Não acho certo justificar crimes com frases do tipo “sempre foi assim”, “os outros também cometeram” ou “os fins justificam os meios”. Para mim, crime é crime, e aquele que nunca cometeu um crime que atire a primeira pedra! Eu, por exemplo, cometo vários. Já consumi DVDs piratas e, ainda hoje, costumo pilotar minha moto acima dos limites de velocidade e, se der brecha, faço ultrapassagens usando o corredor de ônibus. Quem sabe um dia apreendam minha moto e eu definitivamente abra mão do espírito “selvagem-da-motocicleta”. Por outro lado, só mesmo quem usa da moto como veículo no dia a dia para saber o quanto somos discriminados. Para pedestres, calçadas e faixas. Para ciclista, ciclovias. Para motociclistas, os corredores entre os carros. Ah! E na hora de estacionar, então! O espaço reservado às vagas públicas é ridículo e a maioria dos estacionamentos não aceita motos.

Me arrependo na grande maioria das vezes que resolvo comentar nas redes sociais assuntos que não domino. E isso normalmente acontece segundos depois de apertar o “enter” ou quando alguém se sente “provocado” por algo que escrevi.
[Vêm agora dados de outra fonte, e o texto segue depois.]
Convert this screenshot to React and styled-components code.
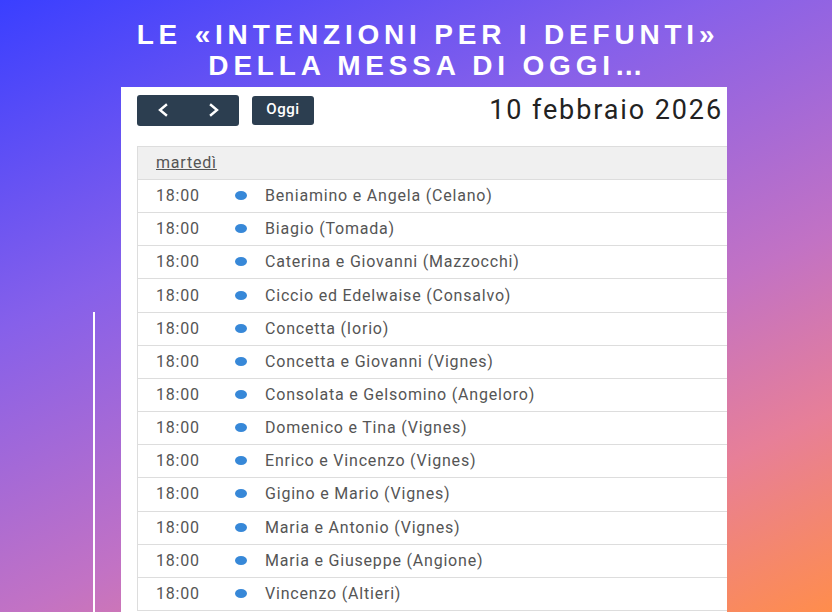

Aliás, faço muitas coisas para ser aceito, admirado, valorizado, reconhecido, amado. Mas o que eu gosto mesmo de fazer e parece estar fortemente conectado ao meu propósito é provocar reflexões que tirem as pessoas de sua zona de conforto, esse lugar para onde a gente vai achando que está se preservando, mas que acaba descobrindo que está mesmo é se matando com medo dessa p… de vida que nenhum de nós é capaz de controlar ou, minimamente, entender. E, ao fazer isso, tenho consciência de que corro o risco de abrir mão de ser aceito, admirado, valorizado, reconhecido, amado. E, mesmo assim, faço.

Têm muitas coisas que não tolero, mas penso muitas e muitas vezes antes de expressá-las, com medo de eu também me tornar um intolerante. Aliás, mantenho certa distância das pessoas que expressam sua intolerância pelo que quer que seja, porque se eu me aproximar demais sinto que vão acabar descobrindo certas coisas sobre mim que não toleram, o que me fará entrar para a lista negra delas. Prefiro muito mais conviver com gente esquisita como eu, ou seja, gente que não tem uma velha opinião formada sobre tudo ou, se tem, que fica super à vontade de trocá-la por qualquer outra que pareça fazer mais sentido a cada momento.
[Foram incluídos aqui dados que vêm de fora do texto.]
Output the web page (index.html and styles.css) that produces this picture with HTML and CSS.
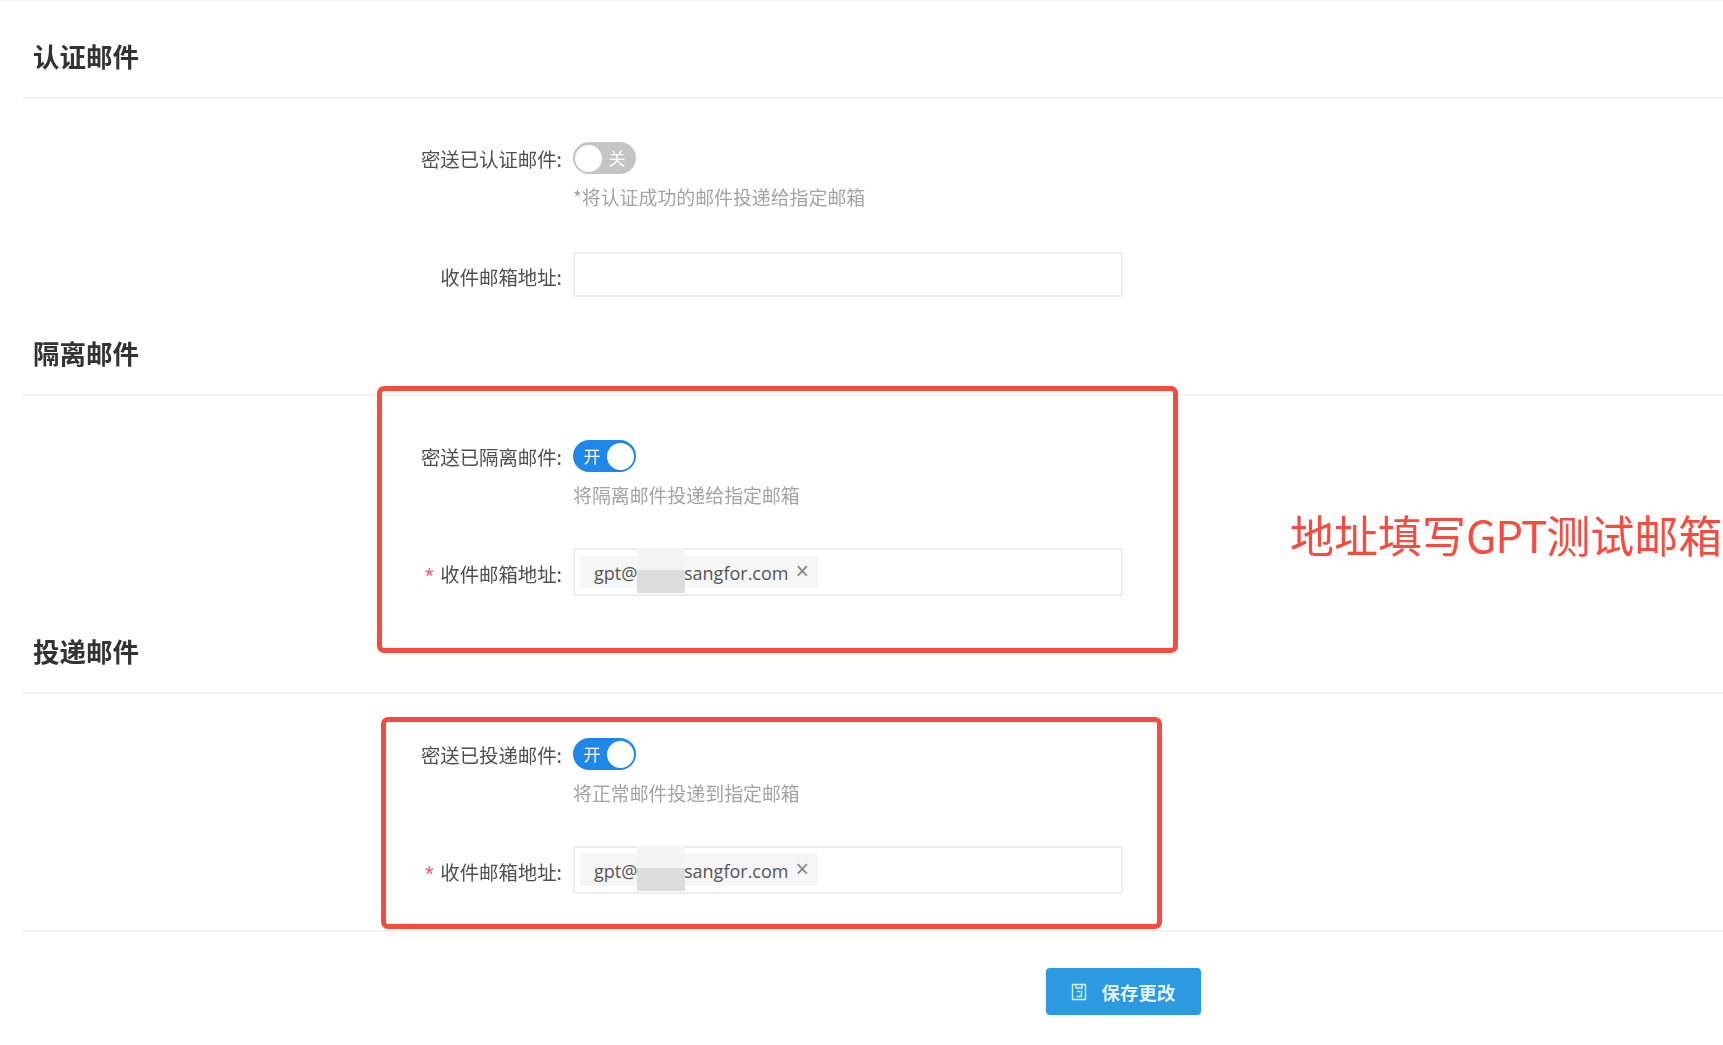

Pronto. Agora da próxima vez que você falar comigo, saberá um pouco mais com quem está falando.

2 comentários para “Você sabe com quem está falando?”

  • Luan Calixta disse:

    Boa noite sr. Fabio, parabéns pela serenidade. Não acredito no certo ou errado, acredito que cada um deve tomar sua decisão e está preparado para se responsabilizar por elas. As vezes por motivos éticos (ou medo de ser mal entendido) não expressamos aquilo que de fato nos caberia. Me identifico com quem pensa diferente da maioria, pago por pensar e agir assim, que não muda em nada a minha vida. Pois penso no aqui e agora e se perguntarem se sou feliz, digo nesse momento, pra mim o que importa é o trajeto e não o objetivo.
    Um pouco de mim, Luan Calixta,
    Administrador, estudante de MBA

  • Daniele disse:

    Nossa Fabio, que engraçado, li o texto todo esperando aquele momento em que eu iria descordar de algum ponto de vista seu, mas no fim das contas me identifiquei com cada pensamento….muito legal, principalmente pelo fato de nos colocar a refletir de novo, e mais uma vez sobre como somos falhos e mutaveis! Boa sorte na caminhada….pra todos nós!